Zong Chinese dumpling festival in Malaysia

Good ole Zong (Bak Chang) – The Traditional Food of Chinese Dumpling Festival

Triangle shaped, round or square “Yuk Zong” (?? in Cantonese), my favorite pork meat glutinous rice dumplings are filled with various fillings, wrapped in bamboo or lotus leaves. Zongs come in various shapes, sizes and tastes (sweet, savoury, spicy and a mixture of it all) according to regions or states in Malaysia.
Whenever someone ask what Zong is, I would always happily explain what ingredients are required to make this truly authentic and traditional recipe.

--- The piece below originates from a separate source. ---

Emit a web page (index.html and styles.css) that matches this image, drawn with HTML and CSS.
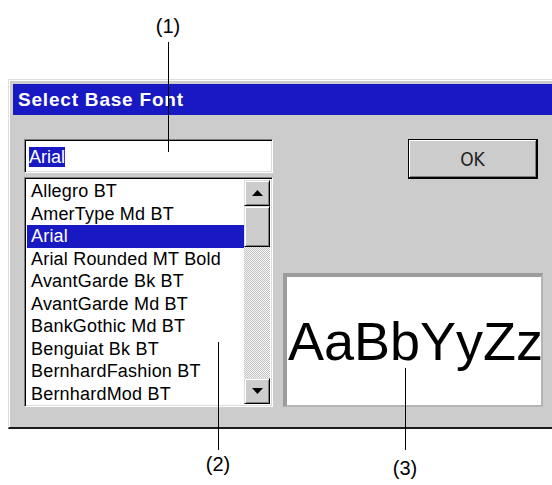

Welcome to Malaysia, a land where everything is of a mixture (Malaysians refer to this as Rojak): the people, the language, the newspapers and the food culture all mix naturally. Though the origins of Zong, points to Southern China, this heritage food is also well acclaimed across the Malaysian Chinese communities; the Kuala Lumpur (Cantonese speaking KL-ites) refer to it as Zong, the Northern Penang name it Bak Chang in the local Hokkien dialect and the Baba-Nyonya Peranakan call this dish Chang.

zong simplyenak 3

Important and interesting, it is the meaning and story or Chinese folklore behind Zong that leave an impression. The Zong / Dumpling Festival (Cantonese: Tuen Ng Jit / ???) is celebrated on the fifth day of the fifth lunar month, June 23 this year 2012. It honours a famous and successful scholar-poet Qu Yuan who took his life by jumping into a river after the fall of the Qin Dynasty to the Zhou Dynasty. He was greatly saddened when the king refused to take his advice, leading to a great war. It is said that the local people, who admired Qu Yuan, dropped sticky rice triangles wrapped in bamboo leaves into the river to feed Qu Yuan in the afterlife. The paddling of the boats in those days apparently were meant to scare the fishes away (in modern today we have the famous Dragon boat racing).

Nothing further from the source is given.